For sure, if brick-and-mortar bookstores disappear, browsing will die with them. But writers and publishers will have plenty of other ways — think Amazon, Facebook or Google — of letting readers know about their books. E-books, moreover, can be profitable. Mark Cooper of the Consumer Federation of America estimated that producing, distributing and selling an e-book costs about 25 percent of the cost of a physical tome; a $10 e-book still gives publishers about $4 to cover overhead and profit. And in an e-book world, publishers’ costs are sure to fall.

While Amazon remains dominant, its share of the e-book market has fallen to about 60 percent from 90 percent. Barnes and Noble, which has about a quarter of the market, would suffer if Amazon discounts sharply. But it could shed costs by getting rid of bookstores. And publishers can recover pricing power. Apple and two of the five publishers decided to fight the charges in court. But three settled. Though they must allow Amazon to resume discounting, they must do so for only two years.

And even if every existing publisher were driven out of business, reading would probably survive. Without the middlemen, publishers might even pay higher royalties to creators.

Music offers perhaps the best parallel of what could happen to the written word online. Record labels that originally welcomed Apple’s iTunes soon realized it was a killer in disguise, allowing consumers to unbundle $13 CDs and buy only their preferred singles for 99 cents.

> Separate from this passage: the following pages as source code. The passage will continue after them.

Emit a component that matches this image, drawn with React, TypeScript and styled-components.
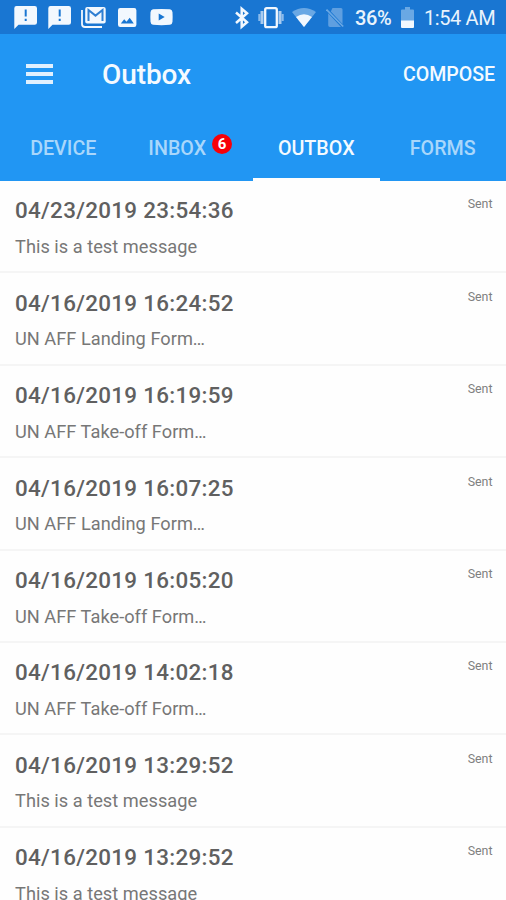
import React from 'react';
import styled, { createGlobalStyle } from 'styled-components';

const GlobalStyle = createGlobalStyle`
  * { box-sizing: border-box; }
  html, body { margin: 0; height: 100%; overflow: hidden; background: #fefefe; }
  body { font-family: Roboto, sans-serif; }
`;

const Screen = styled.div`
  width: 506px;
  height: 900px;
  overflow: hidden;
  display: flex;
  flex-direction: column;
  background: #fefefe;
`;

const StatusBar = styled.header`
  flex: none;
  height: 34px;
  padding: 0 11px 0 14px;
  display: flex;
  align-items: center;
  justify-content: space-between;
  background: #1976d2;
  color: #e9f3fc;
`;

const StatusGroup = styled.div`
  display: flex;
  align-items: center;
`;

const StatusIcon = styled.svg<{ $w: number; $gap?: number }>`
  display: block;
  flex: none;
  width: ${p => p.$w}px;
  height: 34px;
  margin-right: ${p => p.$gap ?? 0}px;
  fill: #f2f8fe;
`;

const StatusText = styled.span<{ $width: number; $gap?: number; $weight?: number; $spacing?: number }>`
  width: ${p => p.$width}px;
  margin-right: ${p => p.$gap ?? 0}px;
  font-size: 20px;
  line-height: 34px;
  padding-top: 2px;
  font-weight: ${p => p.$weight ?? 400};
  letter-spacing: ${p => p.$spacing ?? 0}px;
  white-space: nowrap;
`;

const Toolbar = styled.div`
  flex: none;
  height: 80px;
  padding: 0 11px 0 26px;
  display: flex;
  align-items: center;
  background: #2196f3;
  color: #f4faff;
`;

const MenuButton = styled.button`
  border: 0;
  padding: 0;
  width: 27px;
  height: 20px;
  margin-right: 49px;
  display: flex;
  flex-direction: column;
  justify-content: space-between;
  background: none;
`;

const MenuBar = styled.span`
  display: block;
  height: 4px;
  background: #e0f0fe;
`;

const Title = styled.h1`
  flex: 1;
  margin: 0;
  padding-top: 1px;
  font-size: 28px;
  font-weight: 500;
  letter-spacing: -0.1px;
`;

const ComposeButton = styled.button`
  border: 0;
  padding: 1px 0 0;
  background: none;
  color: inherit;
  font: 500 19.6px Roboto, sans-serif;
  letter-spacing: -0.05px;
`;

const Tabs = styled.nav`
  flex: none;
  height: 66.5px;
  display: grid;
  grid-template-columns: repeat(4, 1fr);
  background: #2196f3;
`;

const Tab = styled.div<{ $active?: boolean }>`
  display: flex;
  justify-content: center;
  align-items: center;
  padding-top: 5px;
  font-size: 19.7px;
  font-weight: 500;
  color: ${p => (p.$active ? '#f4faff' : '#a9d7fb')};
  border-bottom: 3px solid ${p => (p.$active ? '#fefefe' : 'transparent')};
`;

const Badge = styled.span`
  width: 20px;
  height: 20px;
  margin: -8px -1px 0 6px;
  border-radius: 50%;
  display: flex;
  align-items: center;
  justify-content: center;
  background: #f70008;
  color: #fff;
  font-size: 15px;
  font-weight: 700;
`;

const List = styled.main`
  flex: 1;
  min-height: 0;
  overflow: hidden;
`;

const Row = styled.article`
  height: 92.4px;
  padding: 15.5px 13.500px 0 15px;
  display: flex;
  justify-content: space-between;
  border-bottom: 2px solid #f5f5f5;

  &:first-child {
    height: 92.900px;
  }
`;

const Stamp = styled.div`
  font-size: 22.4px;
  line-height: 28px;
  font-weight: 500;
  letter-spacing: 0.31px;
  color: #606060;
`;

const Preview = styled.div`
  margin-top: 10.5px;
  font-size: 18.2px;
  line-height: 24px;
  letter-spacing: 0.03px;
  color: #777;
`;

const State = styled.span`
  font-size: 12.4px;
  line-height: 16px;
  color: #808080;
`;

const messages = [
  { stamp: '04/23/2019 23:54:36', preview: 'This is a test message' },
  { stamp: '04/16/2019 16:24:52', preview: 'UN AFF Landing Form…' },
  { stamp: '04/16/2019 16:19:59', preview: 'UN AFF Take-off Form…' },
  { stamp: '04/16/2019 16:07:25', preview: 'UN AFF Landing Form…' },
  { stamp: '04/16/2019 16:05:20', preview: 'UN AFF Take-off Form…' },
  { stamp: '04/16/2019 14:02:18', preview: 'UN AFF Take-off Form…' },
  { stamp: '04/16/2019 13:29:52', preview: 'This is a test message' },
  { stamp: '04/16/2019 13:29:52', preview: 'This is a test message' },
];

const AlertMessageIcon = ({ gap }: { gap: number }) => (
  <StatusIcon $w={23} $gap={gap} viewBox="0 0 23 34">
    <path fillRule="evenodd" d="M2.500 6h18.200a2.300 2.300 0 0 1 2.300 2.300v14.200a2.300 2.300 0 0 1-2.300 2.300H4.500L.3 29V8.300A2.300 2.300 0 0 1 2.500 6zM10.700 9.500v7h2v-7zM10.700 18.800v2.200h2v-2.200z" />
  </StatusIcon>
);

const MailStackIcon = () => (
  <StatusIcon $w={25} $gap={12} viewBox="0 0 25 34">
    <path d="M1 10v14a3 3 0 0 0 3 3h17" fill="none" stroke="#f2f8fe" strokeWidth="1.800" />
    <rect x="4.200" y="7" width="20.500" height="16.500" rx="2" />
    <path d="M7.500 21V10l7 5.600 7-5.600v11" fill="none" stroke="#2f7fd2" strokeWidth="2" />
  </StatusIcon>
);

const PictureIcon = () => (
  <StatusIcon $w={19} $gap={13} viewBox="0 0 19 34">
    <path fillRule="evenodd" d="M2.200 8h14a2.200 2.200 0 0 1 2.200 2.200v14.500a2.200 2.200 0 0 1-2.200 2.200h-14A2.200 2.200 0 0 1 0 24.700V10.200A2.200 2.200 0 0 1 2.200 8zM2.800 23.500h13L11.700 17.700l-3.200 4-2.300-2.500z" />
  </StatusIcon>
);

const VideoIcon = () => (
  <StatusIcon $w={23} viewBox="0 0 23 34">
    <path fillRule="evenodd" d="M3 9.300q8.500-.8 17 0 2.300.3 2.500 3 .3 4.700 0 9.500-.2 2.700-2.500 3-8.500.8-17 0-2.300-.3-2.500-3-.3-4.800 0-9.500.2-2.700 2.500-3zM8.700 13.500v7l6-3.500z" />
  </StatusIcon>
);

const BluetoothIcon = () => (
  <StatusIcon $w={14} $gap={9} viewBox="0 0 14 34">
    <path d="M1 12.500l11 9.700-5.300 4.500V8.800l5.300 4.500L1 23" fill="none" stroke="#f2f8fe" strokeWidth="2.500" />
  </StatusIcon>
);

const VibrateIcon = () => (
  <StatusIcon $w={26} $gap={8} viewBox="0 0 26 34">
    <rect x="7.200" y="8.200" width="11.600" height="19" rx="1.500" fill="none" stroke="#f2f8fe" strokeWidth="2.300" />
    <path d="M4 11v13M22 11v13" stroke="#a9ccf0" strokeWidth="3" />
    <path d="M1.400 14v7M24.600 14v7" stroke="#8cbbeb" strokeWidth="2.200" />
  </StatusIcon>
);

const WifiIcon = () => (
  <StatusIcon $w={24} $gap={10} viewBox="0 0 24 34">
    <path d="M0 12q12-8 24 0L12 27z" fill="#6aa8e4" />
    <path d="M4 17q8-5.300 16 0L12 27z" />
  </StatusIcon>
);

const NoSimIcon = () => (
  <StatusIcon $w={18} $gap={11} viewBox="0 0 18 34">
    <path d="M6.500 8h8.500q1.500 0 1.500 1.500v14.500L4.800 11.500zM2.200 13.200 15 27H4q-1.800 0-1.800-1.800z" fill="#5f9fe0" />
    <path d="M.5 9.500l16.700 17" stroke="#6aa8e4" strokeWidth="1.700" />
  </StatusIcon>
);

const BatteryIcon = () => (
  <StatusIcon $w={13} $gap={10} viewBox="0 0 13 34">
    <path d="M4 7h5v2.500h3q1 0 1 1V21H0V10.500q0-1 1-1h3z" fill="#6aa8e4" />
    <path d="M0 20.500h13V27q0 1-1 1H1q-1 0-1-1z" />
  </StatusIcon>
);

export default function App() {
  return (
    <>
      <GlobalStyle />
      <Screen>
        <StatusBar>
          <StatusGroup>
            <AlertMessageIcon gap={11} />
            <AlertMessageIcon gap={10} />
            <MailStackIcon />
            <PictureIcon />
            <VideoIcon />
          </StatusGroup>
          <StatusGroup>
            <BluetoothIcon />
            <VibrateIcon />
            <WifiIcon />
            <NoSimIcon />
            <StatusText $width={36} $gap={10} $weight={500} $spacing={-0.4}>36%</StatusText>
            <BatteryIcon />
            <StatusText $width={71} $spacing={-0.4}>1:54 AM</StatusText>
          </StatusGroup>
        </StatusBar>
        <Toolbar>
          <MenuButton aria-label="Menu">
            <MenuBar />
            <MenuBar />
            <MenuBar />
          </MenuButton>
          <Title>Outbox</Title>
          <ComposeButton>COMPOSE</ComposeButton>
        </Toolbar>
        <Tabs>
          <Tab>DEVICE</Tab>
          <Tab>INBOX<Badge>6</Badge></Tab>
          <Tab $active>OUTBOX</Tab>
          <Tab>FORMS</Tab>
        </Tabs>
        <List>
          {messages.map((m, i) => (
            <Row key={i}>
              <div>
                <Stamp>{m.stamp}</Stamp>
                <Preview>{m.preview}</Preview>
              </div>
              <State>Sent</State>
            </Row>
          ))}
        </List>
      </Screen>
    </>
  );
}
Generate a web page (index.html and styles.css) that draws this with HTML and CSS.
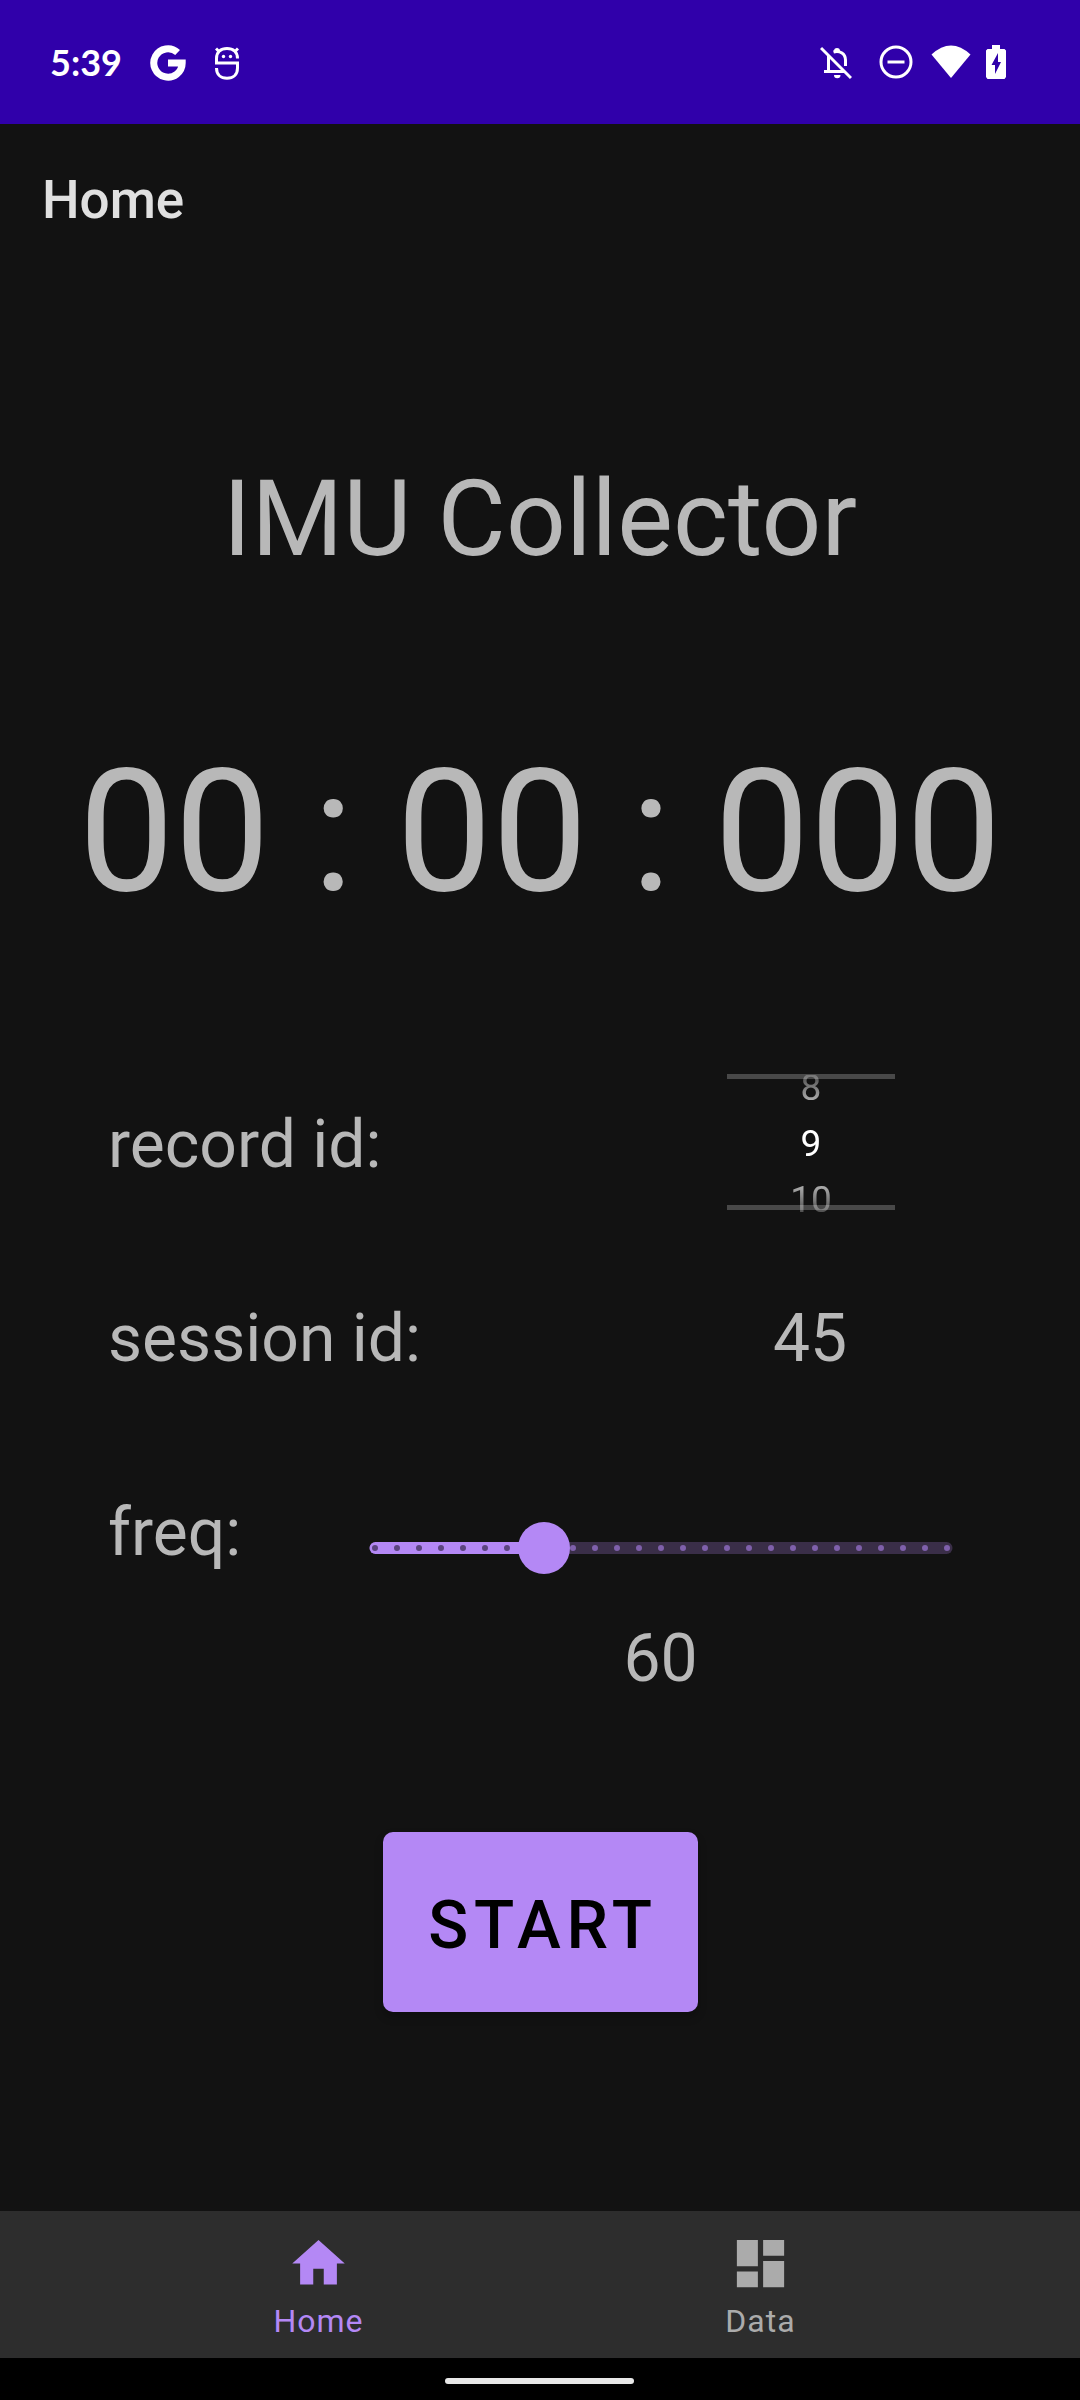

But it wasn’t generally terrible for musicians. ITunes offered a shot to garage bands that could never have signed with a label. And fans didn’t fare too badly. Last year, consumers bought 1.3 billion singles — saving about $5 billion by not having to buy entire albums. This is hardly chump change. Would we be willing to give this up to save endangered record labels? While we ponder this, why not consider reviving Blockbuster, Circuit City and Tower Records?